Irradiated nuclear fuel remains hazardous for a million years, as acknowledged by the U.S. Environmental Protection Agency in its Yucca Mountain dump regulations. Exposure to highly radioactive nuclear waste, even decades after removal from an operating reactor core, at close range and with no radiation shielding, can deliver a fatal dose of gamma radiation in just minutes.

The timing of the court's ruling is ironic. Just a couple weeks ago, a National Academies of Sciences (NAS) 'Fukushima Lessons Learned' panel reported that high-level radioactive waste storage pools in the U.S. are at high-risk of catastrophic fires, whether due to accident, natural disaster, or terrorist attack. In fact, such a mega-catastrophe was very narrowly avoided at Fukushima Daiichi, by sheer luck, the NAS panel reported.

These findings affirm a 2004 NAS report, prompted by the 9/11 attacks (the 2004 report was classified; a redacted public version was made available in 2006, but only after extended interference by the U.S. Nuclear Regulatory Commission, NRC). Despite the alarming findings and urgent recommendations of these NAS reports, the NRC has taken little to no action to address the risks.

Just days after the recent NAS report was published, Princeton researchers, Drs. Frank von Hippel and Michael Schoeppner, using state-of-the-art meteorological computer modeling, confirmed that an American irradiated nuclear fuel storage pool fire could release such catastrophic amounts of hazardous cesium-137, that it would dwarf the Fukushima nuclear catastrophe by comparison.

These are the very kinds of warnings our environmental coalition's expert witness, Dr. Gordon Thompson of Institute for Resource and Security Studies, has made throughout this entire Nuclear Waste Confidence proceeding. In fact, Dr. Thompson co-authored a cutting edge January 2003 study on pool fire risks, by Alvarez et al. (including Von Hippel), which played a key role in prompting the 2004 NAS study in the first place.

Robert Alvarez emphasized this warning about pool fire risks in a May 2011 report, published in the aftermath of the beginning of the ongoing Fukushima nuclear catastrophe.

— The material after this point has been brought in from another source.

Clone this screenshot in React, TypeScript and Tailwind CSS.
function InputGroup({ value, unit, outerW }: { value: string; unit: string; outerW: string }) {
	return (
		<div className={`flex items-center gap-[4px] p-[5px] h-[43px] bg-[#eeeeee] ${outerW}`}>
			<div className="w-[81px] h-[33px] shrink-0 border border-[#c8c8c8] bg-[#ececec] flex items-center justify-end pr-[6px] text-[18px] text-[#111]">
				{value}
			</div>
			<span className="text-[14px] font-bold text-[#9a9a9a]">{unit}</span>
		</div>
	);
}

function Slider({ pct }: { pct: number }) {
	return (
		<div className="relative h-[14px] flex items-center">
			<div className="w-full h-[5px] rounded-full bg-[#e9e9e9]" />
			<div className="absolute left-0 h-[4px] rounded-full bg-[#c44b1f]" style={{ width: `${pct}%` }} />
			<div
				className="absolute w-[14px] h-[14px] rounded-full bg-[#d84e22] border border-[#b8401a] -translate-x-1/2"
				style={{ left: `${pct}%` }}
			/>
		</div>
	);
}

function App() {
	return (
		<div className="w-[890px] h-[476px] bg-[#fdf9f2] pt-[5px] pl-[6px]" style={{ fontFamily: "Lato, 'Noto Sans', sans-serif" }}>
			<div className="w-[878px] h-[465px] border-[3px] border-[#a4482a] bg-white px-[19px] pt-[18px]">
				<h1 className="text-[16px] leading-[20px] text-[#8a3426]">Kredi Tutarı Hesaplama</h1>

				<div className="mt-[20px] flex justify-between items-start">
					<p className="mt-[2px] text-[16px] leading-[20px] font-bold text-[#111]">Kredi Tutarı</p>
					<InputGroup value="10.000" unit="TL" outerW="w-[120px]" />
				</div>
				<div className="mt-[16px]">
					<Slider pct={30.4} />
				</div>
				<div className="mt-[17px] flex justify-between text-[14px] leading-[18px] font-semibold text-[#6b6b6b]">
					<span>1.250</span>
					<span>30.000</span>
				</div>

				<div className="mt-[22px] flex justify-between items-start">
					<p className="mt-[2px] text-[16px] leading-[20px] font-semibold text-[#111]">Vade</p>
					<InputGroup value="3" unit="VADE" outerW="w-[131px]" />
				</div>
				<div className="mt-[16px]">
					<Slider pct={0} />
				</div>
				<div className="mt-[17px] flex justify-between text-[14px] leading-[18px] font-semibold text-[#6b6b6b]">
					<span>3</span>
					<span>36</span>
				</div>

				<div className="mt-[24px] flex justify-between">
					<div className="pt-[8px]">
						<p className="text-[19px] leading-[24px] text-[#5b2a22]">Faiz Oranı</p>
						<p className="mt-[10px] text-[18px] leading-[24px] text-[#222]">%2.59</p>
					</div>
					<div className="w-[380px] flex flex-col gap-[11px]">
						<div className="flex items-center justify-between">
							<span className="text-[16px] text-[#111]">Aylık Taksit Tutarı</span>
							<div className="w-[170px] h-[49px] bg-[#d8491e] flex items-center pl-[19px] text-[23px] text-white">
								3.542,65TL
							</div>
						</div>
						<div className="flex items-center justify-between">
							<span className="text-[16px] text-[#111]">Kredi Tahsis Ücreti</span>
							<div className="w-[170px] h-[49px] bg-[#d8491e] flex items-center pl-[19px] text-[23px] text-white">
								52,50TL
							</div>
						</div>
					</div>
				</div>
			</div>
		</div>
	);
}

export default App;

At standing room only hearings held across the country in 2013, countless hundreds of concerned citizens echoed these warnings, during NRC's Nuclear Waste Confidence Environmental Impact Statement public comment period. NRC consistently ignoring such repeated warnings imperils us all.

Another co-author of the 2003 Alvarez et al. report, Dr. Allison Macfarlane, later served as NRC Chairman, from 2012 to 2014. Not only did Chairman Macfarlane vote for the expedited transfer of irradiated nuclear fuel, from pools to dry casks, as a needed safety and security upgrade; she also warned, in her Nuclear Waste Confidence vote itself, that institutional control over interim high-level radioactive waste surface storage facilities will eventually be lost over time, by definition.

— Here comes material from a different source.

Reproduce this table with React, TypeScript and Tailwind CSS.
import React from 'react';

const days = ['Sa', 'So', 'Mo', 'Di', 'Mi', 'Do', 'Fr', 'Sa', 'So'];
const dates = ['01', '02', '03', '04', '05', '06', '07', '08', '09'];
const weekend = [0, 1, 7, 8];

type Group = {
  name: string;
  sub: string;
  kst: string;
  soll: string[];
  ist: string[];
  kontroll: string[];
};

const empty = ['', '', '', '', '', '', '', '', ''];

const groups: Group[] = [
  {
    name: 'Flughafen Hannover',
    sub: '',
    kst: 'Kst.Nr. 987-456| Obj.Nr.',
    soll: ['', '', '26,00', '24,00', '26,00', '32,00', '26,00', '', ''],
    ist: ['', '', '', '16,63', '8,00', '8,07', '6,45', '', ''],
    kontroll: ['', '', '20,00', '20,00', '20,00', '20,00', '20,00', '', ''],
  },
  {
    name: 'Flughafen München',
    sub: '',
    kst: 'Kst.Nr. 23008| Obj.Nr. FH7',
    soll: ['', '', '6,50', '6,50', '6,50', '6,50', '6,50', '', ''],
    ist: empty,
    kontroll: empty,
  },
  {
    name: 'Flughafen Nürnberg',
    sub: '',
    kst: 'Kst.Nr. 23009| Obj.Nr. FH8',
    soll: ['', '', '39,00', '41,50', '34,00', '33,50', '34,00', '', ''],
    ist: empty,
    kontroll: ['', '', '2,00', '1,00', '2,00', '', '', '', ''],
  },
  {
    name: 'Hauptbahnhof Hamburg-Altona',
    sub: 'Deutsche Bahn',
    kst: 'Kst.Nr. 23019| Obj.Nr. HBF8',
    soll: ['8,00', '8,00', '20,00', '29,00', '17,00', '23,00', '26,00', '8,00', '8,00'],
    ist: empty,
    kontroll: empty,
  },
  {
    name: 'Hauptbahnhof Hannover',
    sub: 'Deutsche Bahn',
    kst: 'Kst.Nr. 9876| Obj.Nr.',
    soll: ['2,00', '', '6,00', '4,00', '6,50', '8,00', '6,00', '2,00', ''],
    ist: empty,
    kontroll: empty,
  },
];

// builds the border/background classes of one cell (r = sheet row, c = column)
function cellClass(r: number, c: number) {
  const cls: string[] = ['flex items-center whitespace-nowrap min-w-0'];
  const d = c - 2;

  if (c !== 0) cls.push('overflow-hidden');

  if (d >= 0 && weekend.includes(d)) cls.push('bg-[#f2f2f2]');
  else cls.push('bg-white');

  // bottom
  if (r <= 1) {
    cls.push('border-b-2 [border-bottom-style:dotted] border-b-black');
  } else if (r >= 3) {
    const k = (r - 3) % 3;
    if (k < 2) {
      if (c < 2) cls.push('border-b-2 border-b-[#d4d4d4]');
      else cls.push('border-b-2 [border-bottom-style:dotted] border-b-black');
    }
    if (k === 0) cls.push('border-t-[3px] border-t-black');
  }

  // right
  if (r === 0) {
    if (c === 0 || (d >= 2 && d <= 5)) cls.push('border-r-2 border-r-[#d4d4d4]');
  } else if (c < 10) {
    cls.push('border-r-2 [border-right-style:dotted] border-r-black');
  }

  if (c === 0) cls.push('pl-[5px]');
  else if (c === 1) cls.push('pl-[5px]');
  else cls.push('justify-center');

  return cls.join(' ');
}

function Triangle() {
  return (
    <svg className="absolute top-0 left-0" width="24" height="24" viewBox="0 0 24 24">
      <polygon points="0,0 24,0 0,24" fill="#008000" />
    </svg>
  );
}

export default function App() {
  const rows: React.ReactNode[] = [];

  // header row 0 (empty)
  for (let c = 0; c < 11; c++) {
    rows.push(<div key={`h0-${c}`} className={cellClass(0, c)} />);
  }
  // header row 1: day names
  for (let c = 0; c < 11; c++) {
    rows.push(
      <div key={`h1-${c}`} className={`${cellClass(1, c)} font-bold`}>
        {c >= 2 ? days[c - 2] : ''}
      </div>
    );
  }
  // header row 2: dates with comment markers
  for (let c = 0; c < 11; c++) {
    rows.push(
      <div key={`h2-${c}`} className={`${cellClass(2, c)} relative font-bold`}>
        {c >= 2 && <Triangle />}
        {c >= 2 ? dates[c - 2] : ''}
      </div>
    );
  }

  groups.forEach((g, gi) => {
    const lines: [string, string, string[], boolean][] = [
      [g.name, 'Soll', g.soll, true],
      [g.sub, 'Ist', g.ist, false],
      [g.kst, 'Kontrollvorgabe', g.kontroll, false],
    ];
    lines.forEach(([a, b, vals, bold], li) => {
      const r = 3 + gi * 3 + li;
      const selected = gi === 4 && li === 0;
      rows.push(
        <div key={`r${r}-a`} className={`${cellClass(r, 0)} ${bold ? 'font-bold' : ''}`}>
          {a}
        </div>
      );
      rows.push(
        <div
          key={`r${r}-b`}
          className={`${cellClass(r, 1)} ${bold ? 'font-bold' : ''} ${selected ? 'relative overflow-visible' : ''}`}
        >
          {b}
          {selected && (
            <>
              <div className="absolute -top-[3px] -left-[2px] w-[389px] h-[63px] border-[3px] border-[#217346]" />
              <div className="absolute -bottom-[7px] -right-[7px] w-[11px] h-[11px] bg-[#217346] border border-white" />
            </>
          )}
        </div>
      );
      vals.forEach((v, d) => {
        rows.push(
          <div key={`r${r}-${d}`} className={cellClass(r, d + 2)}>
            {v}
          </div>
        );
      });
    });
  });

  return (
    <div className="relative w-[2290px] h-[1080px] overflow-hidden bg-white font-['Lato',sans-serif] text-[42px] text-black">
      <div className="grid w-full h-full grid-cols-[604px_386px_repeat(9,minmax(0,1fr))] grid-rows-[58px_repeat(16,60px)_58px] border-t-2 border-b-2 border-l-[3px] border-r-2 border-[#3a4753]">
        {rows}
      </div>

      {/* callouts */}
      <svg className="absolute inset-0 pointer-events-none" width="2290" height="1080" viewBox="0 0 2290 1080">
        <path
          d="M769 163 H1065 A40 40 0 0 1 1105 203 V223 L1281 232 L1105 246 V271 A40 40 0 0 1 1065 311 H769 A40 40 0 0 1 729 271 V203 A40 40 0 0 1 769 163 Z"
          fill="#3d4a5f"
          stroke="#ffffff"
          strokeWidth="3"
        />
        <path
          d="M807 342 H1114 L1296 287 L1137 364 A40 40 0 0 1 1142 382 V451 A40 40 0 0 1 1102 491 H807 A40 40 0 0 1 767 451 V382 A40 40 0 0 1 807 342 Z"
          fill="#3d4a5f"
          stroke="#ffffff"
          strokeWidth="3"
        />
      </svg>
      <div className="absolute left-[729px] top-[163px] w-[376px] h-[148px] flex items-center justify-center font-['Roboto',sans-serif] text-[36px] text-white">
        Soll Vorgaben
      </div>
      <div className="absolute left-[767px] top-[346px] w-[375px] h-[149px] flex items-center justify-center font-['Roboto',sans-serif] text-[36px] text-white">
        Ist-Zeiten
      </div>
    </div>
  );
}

In fact, that is an essential reason deep geologic disposal is the international scientific and policy consensus for long-term high-level radioactive waste management and isolation from the environment. Both NRC and even the U.S. Department of Energy (DOE), in its Final Environmental Impact Statement for the proposed dumpsite at Yucca Mountain, Nevada (February 2002), have acknowledged that loss of institutional control at high-level radioactive waste surface storage facilities would result in catastrophic releases of hazardous radioactivity.

It is very troubling that NRC has simply assumed that institutional control can be maintained at surface storage facilities forevermore, and that the court has endorsed such dangerously false confidence and high-risk technological hubris.

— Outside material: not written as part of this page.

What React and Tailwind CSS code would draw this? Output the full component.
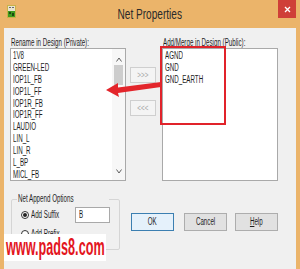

Beyond Nuclear repeats its call for the generation of high-level radioactive waste to be stopped. Dirty, dangerous and expensive nuclear power must be phased out, as soon as possible, and replaced with clean, safe, and affordable energy efficiency and renewable sources of electricity, such as wind and solar power.

The announcements of impending closure dates for several atomic reactors in recent days and weeks - Fort Calhoun, NE by the end of this year, Clinton, IL by mid-2018, and Quad Cities 1 and 2, IL by mid-2018 - is most welcome news. The end of reactor operations marks the end of high-level radioactive waste generation. Not making irradiated fuel in the first place, is the only truly safe, sound solution.

For the nearly 75,000 metric tons of commercial irradiated nuclear fuel that has been generated in the U.S. since 1957, Beyond Nuclear joins with many hundreds of environmental groups nationwide, representing every state, in calling for Hardened On-Site Storage as an alternative to high-risk pool storage, to high-risk transport to centralized interim storage sites, as well as to scientifically unsuitable, non-consent-based deep geologic repositories, as at Yucca Mountain, Nevada.

As Beyond Nuclear founding board member, Dr. Judith Johnsrud (1931-2014) of the Environmental Coalition on Nuclear Power in State College, Pennsylvania, put it, radioactive waste may well be a "trans-solutional" problem, a problem we have created that is beyond our technological ability to solve.

And as Beyond Nuclear board member, Kay Drey of St. Louis, Missouri, has put it, we now have a mountain of radioactive waste 74 years high, and we don't even know what to do with the first cupful. It's time to stop making it.

Beyond Nuclear aims to educate and activate the public about the connections between nuclear power and nuclear weapons and the need to abandon both to safeguard our future. Beyond Nuclear advocates for an energy future that is sustainable, benign and democratic.